Company officials said the addition of Black Knight’s technology solutions, real estate and mortgage-related data assets, leading analytics, and its team of mortgage and technology professionals complements and strengthens ICE’s rapidly growing mortgage technology business.
The combination will result in improvements in the mortgage lending process for borrowers and lenders by increasing automation and efficiencies that lower the cost of obtaining a mortgage, while harnessing data that can help current homeowners lower their monthly payments and lessen the likelihood of default, officials said.
Anthony M. Jabbour, chairman and CEO of Black Knight, said the company has been on a successful journey to transform the mortgage industry by providing its clients with powerful, interconnected solutions that help them achieve greater efficiency and better serve their customers.
“We believe this combination is the right next step in that journey. Black Knight and ICE share a common vision and commitment to deliver a better experience for our clients and the stakeholders we serve, and to ultimately streamline the homeownership process,” Jabbour said. “By combining our expertise, we can deliver significant benefits to our clients and consumers by improving and streamlining the process of finding a home, as well as obtaining and managing a mortgage.”
The transaction is expected to close in the first half of 2023, pending regulatory approvals, Black Knight stockholder approval, and the satisfaction of customary closing conditions, officials said.
The acquisition will be financed with $10.5 billion in cash (80%) and a stock consideration valued at $2.6 billion (20%). Black Knight shareholders can elect to receive either cash or stock, subject to proration, with the value of the cash election and the stock election equalized at closing, ICE officials said.
Shares of Black Knight, which trade under the symbol BKI on the New York Stock Exchange, were trading around $72.32 per share this morning.
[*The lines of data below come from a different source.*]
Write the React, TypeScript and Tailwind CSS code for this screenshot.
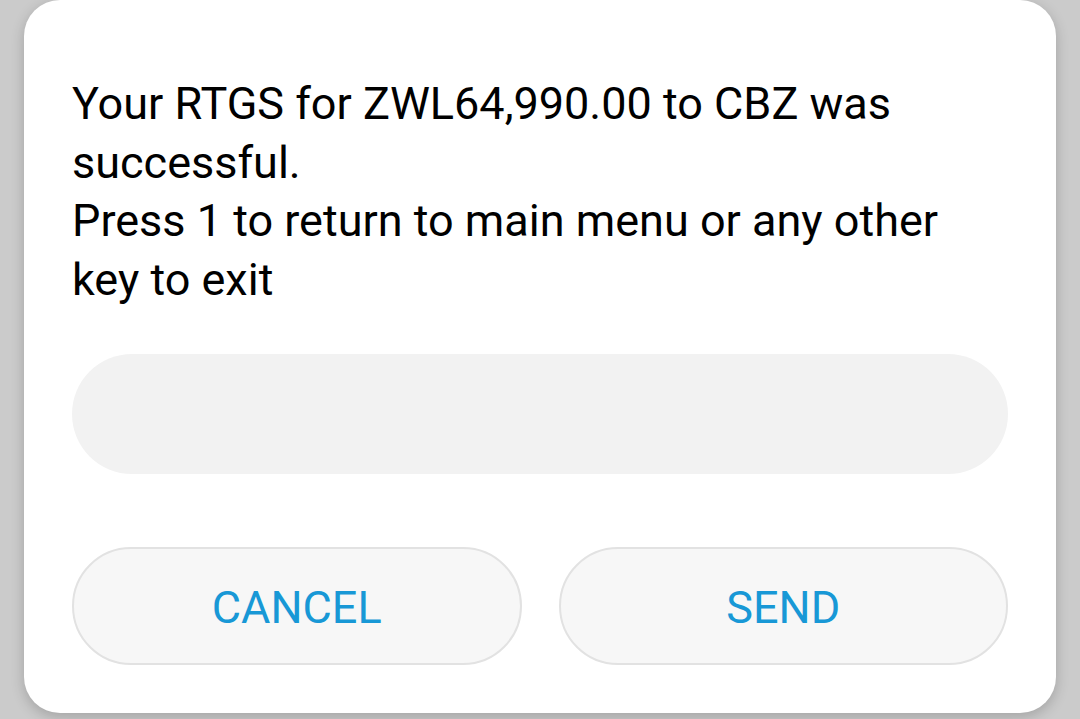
import React from 'react';

const App = () => {
    return (
        <div className="w-[1080px] h-[719px] bg-[#cbcbcb] overflow-hidden font-['Roboto',sans-serif]">
            <div className="ml-6 w-[1032px] h-[713px] bg-white rounded-[36px] shadow-[0_4px_14px_rgba(0,0,0,0.2)] flex flex-col px-12 pt-[75px] pb-12">
                <p className="text-[45px] leading-[58.5px] text-black">
                    Your RTGS for ZWL64,990.00 to CBZ was successful.
                    <br />
                    Press 1 to return to main menu or any other key to exit
                </p>

                <div className="mt-[45px] h-[120px] rounded-full bg-[#f2f2f2]" />

                <div className="mt-auto flex gap-[37px]">
                    <button className="flex-1 h-[118px] pt-[3px] rounded-full border-2 border-[#e2e2e2] bg-[#f7f7f7] text-[45px] text-[#1898d6]">
                        CANCEL
                    </button>
                    <button className="flex-1 h-[118px] pt-[3px] rounded-full border-2 border-[#e2e2e2] bg-[#f7f7f7] text-[45px] text-[#1898d6]">
                        SEND
                    </button>
                </div>
            </div>
        </div>
    );
};

export default App;
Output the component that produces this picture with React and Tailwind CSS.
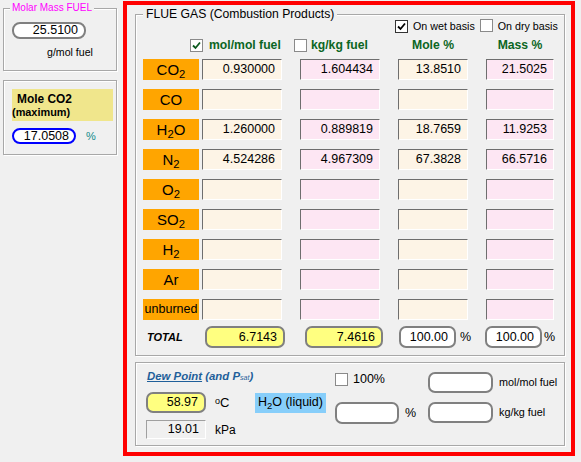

On his blog "The Chrisman Commentary," Rob Chrisman wrote Thursday that tongues are wagging about the deal and said ICE's cash-and-stock offer of $85 per share is a premium of nearly 34 percent to Black Knight's close on Tuesday.
He also shared some messages related to the deal :
"Yesterday my phone and email had messages that included, “Volume is declining everywhere: is this someone trying to catch a falling knife?” “This deal makes zero sense. $85 a share is Black Knight’s 52-week high.” “Interesting.” “Lots of dominoes will fall in the coming months as a result.” “Amazing!” “Good news! No third-party review for their products now!” “This is a big ‘Wow’ although the market knew that the MSP (servicing platform) was something that ICE wanted and makes sense. But I wasn’t sure if having two LOS (systems) would add too much redundancy.”
Atlanta-based ICE employs about 2,900 people, while Black Knight, based in Jacksonville, Fla. employs about 6,500 people.